§ WHAT TO PRODUCE: Check each line of the listing for the string "React", then state how many lines have it. Only the number is wanted.

§ GIVEN INFORMATION:
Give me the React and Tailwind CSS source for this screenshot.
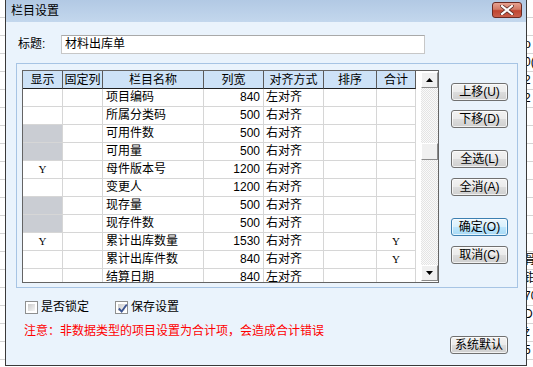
import React from 'react';

const rows = [
  { show: '', gray: false, name: '项目编码', width: 840, align: '左对齐', sum: '' },
  { show: '', gray: false, name: '所属分类码', width: 500, align: '右对齐', sum: '' },
  { show: '', gray: true, name: '可用件数', width: 500, align: '右对齐', sum: '' },
  { show: '', gray: true, name: '可用量', width: 500, align: '右对齐', sum: '' },
  { show: 'Y', gray: false, name: '母件版本号', width: 1200, align: '右对齐', sum: '' },
  { show: '', gray: false, name: '变更人', width: 1200, align: '右对齐', sum: '' },
  { show: '', gray: true, name: '现存量', width: 500, align: '右对齐', sum: '' },
  { show: '', gray: true, name: '现存件数', width: 500, align: '右对齐', sum: '' },
  { show: 'Y', gray: false, name: '累计出库数量', width: 1530, align: '右对齐', sum: 'Y' },
  { show: '', gray: false, name: '累计出库件数', width: 840, align: '右对齐', sum: 'Y' },
  { show: '', gray: false, name: '结算日期', width: 840, align: '左对齐', sum: '' },
];

const headers = ['显示', '固定列', '栏目名称', '列宽', '对齐方式', '排序', '合计'];

const cols = 'grid-cols-[40px_40px_101px_60px_60px_53px_39px]';

function WinButton({ children, focused, className = '' }) {
  return (
    <button
      type="button"
      className={`h-[18px] w-[57px] rounded-[3px] border text-[12px] leading-[16px] text-black shadow-[inset_0_0_0_1px_rgba(255,255,255,0.7)] ${
        focused
          ? 'border-[#3c7fb1] bg-[linear-gradient(#eaf6fd_0%,#d9f0fc_50%,#bee6fd_50%,#a7d9f5_100%)]'
          : 'border-[#707070] bg-[linear-gradient(#f2f2f2_0%,#ebebeb_50%,#dddddd_50%,#cfcfcf_100%)]'
      } ${className}`}
    >
      {children}
    </button>
  );
}

function Checkbox({ checked }) {
  return (
    <div className="w-[13px] h-[13px] border border-[#8e8f8f] bg-white p-[2px] flex">
      <div className="flex-1 bg-[linear-gradient(135deg,#cbcbcb,#f6f6f6)] relative">
        {checked && (
          <svg viewBox="0 0 9 9" className="absolute -left-[1px] -top-[1px] w-[11px] h-[11px]">
            <path d="M1.5 4.5 L3.8 7 L8 1.2" fill="none" stroke="#3d5592" strokeWidth="1.6" />
          </svg>
        )}
      </div>
    </div>
  );
}

function ScrollBtn({ up }) {
  return (
    <div className="h-[16px] flex items-center justify-center bg-[#f0f0f0] border border-t-white border-l-white border-r-[#8a8a8a] border-b-[#8a8a8a]">
      <svg viewBox="0 0 7 4" className="w-[7px] h-[4px]">
        {up ? <path d="M3.5 0 L7 4 L0 4 Z" fill="#000" /> : <path d="M0 0 L7 0 L3.5 4 Z" fill="#000" />}
      </svg>
    </div>
  );
}

const rightText = ['', '', 'ρ', '0(', '2', '2', '', '', '', '', '', '', '', '·', '骨', '钳', '70', 'DI', 'ż', '5'];

export default function App() {
  return (
    <div className="w-[533px] h-[367px] flex bg-white overflow-hidden font-['Liberation_Sans','Noto_Sans_CJK_SC',sans-serif] text-[12px] text-black">
      {/* sheet behind, left */}
      <div className="w-[5px] h-full shrink-0 bg-[repeating-linear-gradient(#ffffff_0px,#ffffff_17px,#d4d4d4_17px,#d4d4d4_18px)]" />

      {/* dialog */}
      <div className="w-[522px] h-[366px] shrink-0 flex flex-col border-x border-b border-[#3a3a3a]">
        {/* title bar */}
        <div className="h-[22px] flex items-center justify-between bg-[linear-gradient(#b2c9e4,#c3d7ed)]">
          <span className="pl-[5px] text-[12px] leading-[14px] text-black">栏目设置</span>
          <div className="mr-[4px] mt-[-3px] w-[30px] h-[16px] rounded-[3px] border border-[#6b2a22] bg-[linear-gradient(#e8a291_0%,#d27a66_45%,#c0442f_55%,#c9604c_100%)] flex items-center justify-center">
            <svg viewBox="0 0 14 10" className="w-[14px] h-[10px]">
              <path d="M2 1 L12 9 M12 1 L2 9" stroke="#5a2a24" strokeWidth="3.6" strokeLinecap="square" />
              <path d="M2 1 L12 9 M12 1 L2 9" stroke="#ffffff" strokeWidth="2.2" strokeLinecap="square" />
            </svg>
          </div>
        </div>

        {/* body */}
        <div className="flex-1 bg-[#eaf3fc] flex flex-col">
          {/* title row */}
          <div className="mt-[13px] flex items-center">
            <span className="w-[55px] pl-[12px] leading-[19px]">标题:</span>
            <div className="w-[364px] h-[19px] bg-white border border-[#c7c7c7] border-t-[#a9a9a9] pl-[3px] leading-[17px]">
              材料出库单
            </div>
          </div>

          {/* group box */}
          <div className="mt-[9px] ml-[10px] w-[502px] h-[225px] border border-[#a7c4e4] flex items-start">
            {/* table */}
            <div className="ml-[5px] mt-[6px] w-[417px] h-[213px] border border-[#646464] bg-white flex">
              <div className="w-[398px] h-full overflow-hidden">
                <div className={`grid ${cols} h-[18px]`}>
                  {headers.map((h) => (
                    <div
                      key={h}
                      className="h-[18px] bg-[#cde2f7] border-r border-r-[#5a5a5a] border-b border-b-[#202020] flex items-center justify-center leading-[16px]"
                    >
                      {h}
                    </div>
                  ))}
                </div>
                {rows.map((r) => (
                  <div key={r.name} className={`grid ${cols} h-[18px]`}>
                    <div
                      className={`h-[18px] border-r border-b border-[#d6d6d6] flex items-center justify-center font-['Liberation_Serif',serif] text-[11px] ${
                        r.gray ? 'bg-[#cacdd3]' : ''
                      }`}
                    >
                      {r.show}
                    </div>
                    <div className="h-[18px] border-r border-b border-[#d6d6d6]" />
                    <div className="h-[18px] border-r border-b border-[#d6d6d6] pl-[3px] leading-[17px] whitespace-nowrap">
                      {r.name}
                    </div>
                    <div className="h-[18px] border-r border-b border-[#d6d6d6] pr-[3px] text-right leading-[17px]">
                      {r.width}
                    </div>
                    <div className="h-[18px] border-r border-b border-[#d6d6d6] pl-[2px] leading-[17px]">
                      {r.align}
                    </div>
                    <div className="h-[18px] border-r border-b border-[#d6d6d6]" />
                    <div className="h-[18px] border-r border-b border-[#d6d6d6] flex items-center justify-center font-['Liberation_Serif',serif] text-[11px]">
                      {r.sum}
                    </div>
                  </div>
                ))}
              </div>

              {/* scrollbar */}
              <div className="w-[17px] h-full py-[1px] flex flex-col">
                <ScrollBtn up />
                <div className="flex-1 bg-[repeating-conic-gradient(#e4e4e4_0_25%,#fafafa_0_50%)] bg-[length:2px_2px]">
                  <div className="mt-[55px] h-[17px] bg-[#f0f0f0] border border-t-white border-l-white border-r-[#8a8a8a] border-b-[#8a8a8a]" />
                </div>
                <ScrollBtn />
              </div>
            </div>

            {/* side buttons */}
            <div className="ml-[12px] mt-[19px] flex flex-col">
              <WinButton>上移(U)</WinButton>
              <WinButton className="mt-[9px]">下移(D)</WinButton>
              <WinButton className="mt-[22px]">全选(L)</WinButton>
              <WinButton className="mt-[10px]">全消(A)</WinButton>
              <WinButton focused className="mt-[22px]">确定(O)</WinButton>
              <WinButton className="mt-[10px]">取消(C)</WinButton>
            </div>
          </div>

          {/* options */}
          <div className="mt-[13px] ml-[19px] h-[13px] flex items-center">
            <Checkbox />
            <span className="ml-[3px] leading-[13px]">是否锁定</span>
            <div className="ml-[26px]">
              <Checkbox checked />
            </div>
            <span className="ml-[3px] leading-[13px]">保存设置</span>
          </div>

          <div className="flex items-start justify-between">
            <span className="mt-[10px] ml-[18px] text-[#ff0000] leading-[14px]">
              注意：非数据类型的项目设置为合计项，会造成合计错误
            </span>
            <WinButton className="mt-[22px] mr-[18px] w-[58px]">系统默认</WinButton>
          </div>
        </div>
      </div>

      {/* sheet behind, right */}
      <div className="w-[6px] h-full shrink-0 overflow-hidden">
        <div className="ml-[-3px] w-[30px]">
          {rightText.map((t, i) => (
            <div key={i} className="h-[18px] border-b border-[#d4d4d4] leading-[17px] whitespace-nowrap">
              {t}
            </div>
          ))}
        </div>
      </div>
    </div>
  );
}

§ ANSWER TO THIS EXERCISE: 2